McAllen police arrested a duo that investigators say used specialized reprogramming technology to steal vehicles across McAllen and Mission with remote entry systems.
Police say that Raul Aguila, 24, and Angel Garabitos, 31, have stolen 10 cars since April using uncut key fobs. Some of the vehicles they’re accused of stealing include a 2018 Nissan Altima, 2016 Infiniti QX80 and a 2019 Infiniti QX80 — all of which unlock and start with a remote keypad.
Both men were arrested on May 24 and were each charged for one count of unlawful use of criminal instruments, six counts of theft of property worth between $30 and $150,000 and four counts of theft of property worth between $2,500 and $30,000.
Investigators were able to unravel the case, they say, after contacting the car dealership of the vehicle seen in surveillance videos that captured the theft, and by using its company-wide GPS tracking system to string together 10 recent car thefts in the cities.
A McAllen resident whose 2019 Infiniti QX80 was stolen on May 14 offered footage from their home surveillance camera, which caught Aguila and Garabitos pulling up to their driveway at 1:55 a.m. in a silver Acura TL, according to the probable cause affidavit.
Police say that Aguila can be seen in the footage breaking and entering into the driver’s seat of the vehicle.
“The Infinity was being programmed with some form of machine technology,” the affidavit stated. “The front dashboard lights flashed multiple times in a synchronized manner… The front headlights were then ignited immediately after the sync occurred and the Infiniti’s ignition was engaged.”
About five minutes later that day, both the 2019 Infiniti QX80 and Acura TL were seen in the surveillance footage of a nearby Stripes.
Most of these acts were committed at around 2 a.m., police say.
During the investigation, the McAllen police auto theft unit then reached out to Mission police and investigators, who reported five cases of stolen Infiniti vehicles in the past couple of months.

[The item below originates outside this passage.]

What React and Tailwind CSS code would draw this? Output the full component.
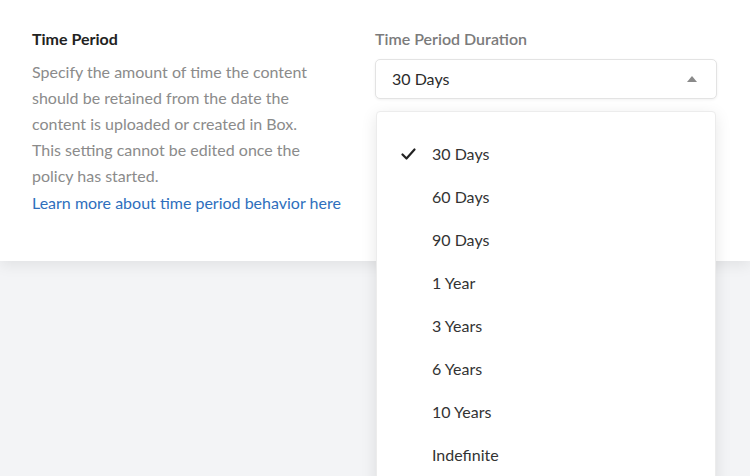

On May 19, a Mission sergeant spotted an Acura TL with paper plates driving southbound on Conway Avenue.
So, police reviewed surveillance footage of the Mission Sanitation Center, which faces that street on May 14. They saw the same Acura TL being followed by a gray 2019 Infiniti QX80, according to the charging document.
Investigators also said in the police report that they saw an Acura TL parked in a Mission home close to where the recent cases of auto thefts were being reported. Several surveillance videos show the Acura TL returning back to that location multiple times with different vehicles following each day, the probable cause affidavit stated.
The paper license plate was registered to Maria Espino, who was found to “have relations” with Garabitos.
With the plate number, police say they learned that Espino purchased the Acura TL at Carmart in Pharr. The owner of the car dealership said a GPS tracking system is installed in each of their vehicles and provided investigators with tracking information of the car — the speeds, times, dates and coordinates of when and where they used the car since April were included.
The data matched the locations and dates of 10 recent auto thefts in both cities, police say.
The GPS information also revealed that they used the Acura TL to make two recent trips to Iman Auto Parts in Brownsville. The owner of the local auto parts service shop remembered Aguila and Garabito’s visit clearly because of their “different ethnic background described as having Cuban descent,” according to the police record.
The shop’s surveillance video also showed that following their car was an Infiniti QX80 and Infiniti Q50 — the latter matched a recently stolen Mission vehicle, according to police.
Knowing of the ongoing investigation, on May 24, a McAllen police officer identified the silver Acura TL and pulled them over after they failed to make a complete stop at a stop sign. The police then discovered that the paper license plate, which was expired, matched that of the vehicle they had been looking for, according to the report.
Aguila, who was in the passenger seat, also admitted to smoking marijuana about an hour before.
“Both occupants in the vehicle were extremely nervous,” the report stated.
A black bag in the rear seat of the car was found with a SuperOBD Key Programmer, a couple of uncut Infiniti key fobs, another for a Nissan vehicle, a Swiss tech glass breaker and black gloves inside.
U.S. Customs and Border Protection confirmed that the pair have been seen crossing the border multiple times recently, according to the report.
Garabitos confessed that they would take the stolen vehicles to Mexico, which according to reports, were “exchanged for $2,000 with an unknown person in Mexico named Mario.”
The report stated that they made a total of $20,000, which was split between them.
It was also noted that Garabitos was unfamiliar with the McAllen area. Aguila has opted to remain silent.
Aguila was found to have an outstanding warrant from Miami for a probation violation offense for a grand theft motor vehicle.
Aguila remains jailed on a total of $215,000 in bonds. Garabitos is free on bond, and has been released twice — first on a $30,000 bond, then a day after his release on a $50,000 bond.